From the data that follows, copy every line holding the string "styles".

-- Start --

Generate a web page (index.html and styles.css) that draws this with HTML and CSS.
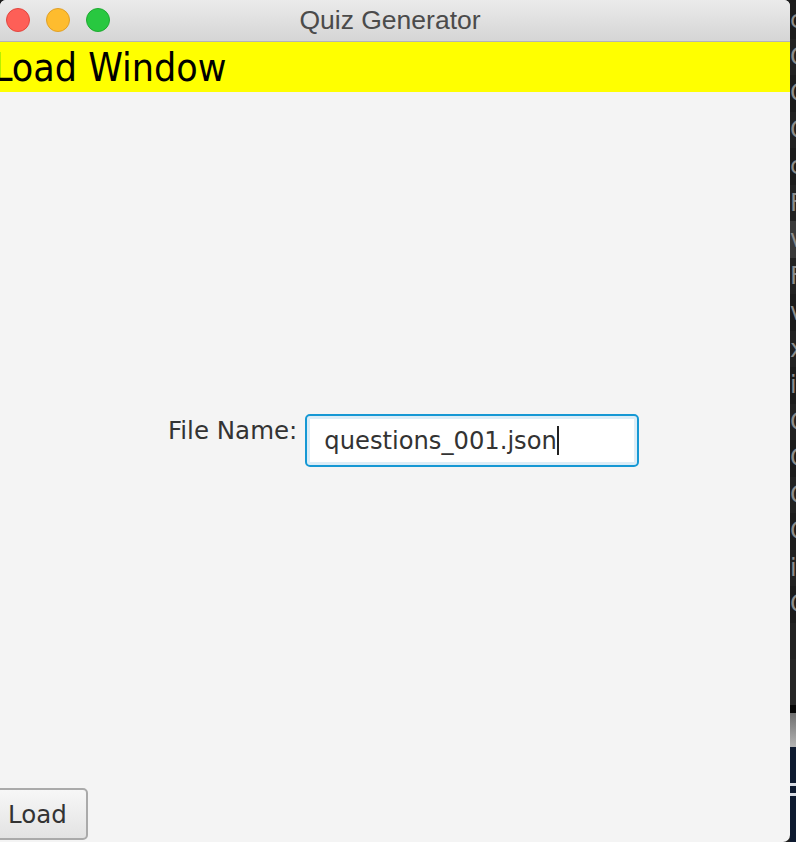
FILE: index.html
```html
<!DOCTYPE html>
<html lang="en">
<head>
<meta charset="utf-8">
<title>Quiz Generator</title>
<link rel="stylesheet" href="styles.css">
</head>
<body>
<div class="screen">
  <div class="window">
    <div class="titlebar">
      <div class="lights">
        <span class="light red"></span>
        <span class="light yellow"></span>
        <span class="light green"></span>
      </div>
      <div class="title">Quiz Generator</div>
      <div class="spacer"></div>
    </div>
    <div class="header"><h1 class="header-text">Load Window</h1></div>
    <main class="content">
      <div class="form-row">
        <label class="field-label">File Name:</label>
        <div class="field"><span class="field-value">questions_001.json</span><span class="caret"></span></div>
      </div>
    </main>
    <div class="actions"><button class="load-btn">Load</button></div>
  </div>
  <div class="terminal">
    <div class="term-lines">
      <div class="tl">c</div>
      <div class="tl alt">C</div>
      <div class="tl">C</div>
      <div class="tl alt">C</div>
      <div class="tl">c</div>
      <div class="tl alt">F</div>
      <div class="tl hl">v</div>
      <div class="tl alt">F</div>
      <div class="tl">v</div>
      <div class="tl alt">x</div>
      <div class="tl">i</div>
      <div class="tl alt">C</div>
      <div class="tl">C</div>
      <div class="tl alt">C</div>
      <div class="tl">C</div>
      <div class="tl alt">i</div>
      <div class="tl">C</div>
      <div class="tl alt"></div>
    </div>
    <div class="term-filler"></div>
    <div class="term-black"></div>
    <div class="term-gray"></div>
    <div class="term-navy">
      <div class="navy-line"></div>
      <div class="navy-line"></div>
    </div>
  </div>
</div>
</body>
</html>
```

FILE: styles.css
```css
* { box-sizing: border-box; }

html, body {
  margin: 0;
  padding: 0;
  width: 796px;
  height: 842px;
  overflow: hidden;
  background: #1e1e1e;
}

.screen {
  display: flex;
  width: 796px;
  height: 842px;
}

.window {
  width: 790px;
  height: 842px;
  display: flex;
  flex-direction: column;
  background: #f4f4f4;
  border-radius: 6px 6px 7px 0;
  overflow: hidden;
  font-family: "DejaVu Sans", "Lucida Grande", sans-serif;
  color: #333;
}

.titlebar {
  height: 42px;
  flex: none;
  display: grid;
  grid-template-columns: 1fr auto 1fr;
  align-items: center;
  background: linear-gradient(#ebebeb, #d5d5d5);
  border-bottom: 1px solid #b4b4b4;
}

.lights {
  display: flex;
  gap: 16px;
  padding-left: 6px;
  padding-bottom: 1px;
}

.light {
  width: 24px;
  height: 24px;
  border-radius: 50%;
}

.red { background: #fe5f57; border: 1px solid #e2463f; }
.yellow { background: #febc2e; border: 1px solid #e0a028; }
.green { background: #28c840; border: 1px solid #1eaa31; }

.title {
  font-family: "Liberation Sans", Arial, sans-serif;
  font-size: 26.5px;
  color: #4b4b4b;
  padding-right: 10px;
  padding-bottom: 1px;
}

.header {
  height: 50px;
  flex: none;
  background: #ffff00;
  display: flex;
  align-items: center;
}

.header-text {
  margin: 0 0 0 -7px;
  font-family: "DejaVu Sans Condensed", "DejaVu Sans", sans-serif;
  font-weight: normal;
  font-size: 39px;
  line-height: 1;
  color: #000;
}

.content {
  flex: 1;
  display: flex;
  align-items: center;
}

.form-row {
  display: flex;
  align-items: flex-start;
  gap: 8px;
  padding-left: 168px;
}

.field-label {
  font-size: 24.5px;
  line-height: 28px;
  padding-top: 3px;
  color: #333;
}

.field {
  width: 334px;
  height: 53px;
  display: flex;
  align-items: center;
  padding-left: 17px;
  background: #fff;
  border: 2px solid #1598d4;
  border-radius: 5px;
  box-shadow: inset 0 0 0 3px #dcedf7;
}

.field-value {
  font-size: 24.2px;
  line-height: 28px;
  color: #333;
  padding-top: 1px;
}

.caret {
  width: 2px;
  height: 29px;
  background: #222;
  margin-left: 0;
}

.actions {
  flex: none;
  height: 54px;
  display: flex;
  align-items: flex-start;
}

.load-btn {
  margin-left: -4px;
  width: 92px;
  height: 52px;
  padding: 0 0 0 10px;
  text-align: left;
  font-family: "DejaVu Sans", sans-serif;
  font-size: 24.5px;
  color: #333;
  background: linear-gradient(#f7f7f7, #e3e3e3);
  border: 2px solid #aaaaaa;
  border-radius: 5px;
}

.terminal {
  width: 6px;
  height: 842px;
  display: flex;
  flex-direction: column;
  background: #1b1b1b;
  overflow: hidden;
}

.term-lines {
  display: flex;
  flex-direction: column;
  padding-top: 2px;
}

.tl {
  height: 36.5px;
  font-family: "DejaVu Sans", sans-serif;
  font-size: 24px;
  line-height: 36px;
  color: #8c8c8c;
  background: #1c1c1c;
  white-space: nowrap;
  flex: none;
}

.tl.alt { background: #222222; }
.tl.hl { background: #3a3a3a; }

.term-filler {
  height: 46px;
  flex: none;
  background: #262626;
}

.term-black {
  height: 8px;
  background: #050505;
  flex: none;
}

.term-gray {
  height: 34px;
  background: linear-gradient(#6e6e6e, #b4b4b4);
  flex: none;
}

.term-navy {
  flex: 1;
  background: #0e1a30;
  display: flex;
  flex-direction: column;
  gap: 7px;
  padding-top: 36px;
}

.navy-line {
  height: 3px;
  background: #d8dce4;
}
```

-- End --

TASK OUTPUT >>
Generate a web page (index.html and styles.css) that draws this with HTML and CSS.
<link rel="stylesheet" href="styles.css">
FILE: styles.css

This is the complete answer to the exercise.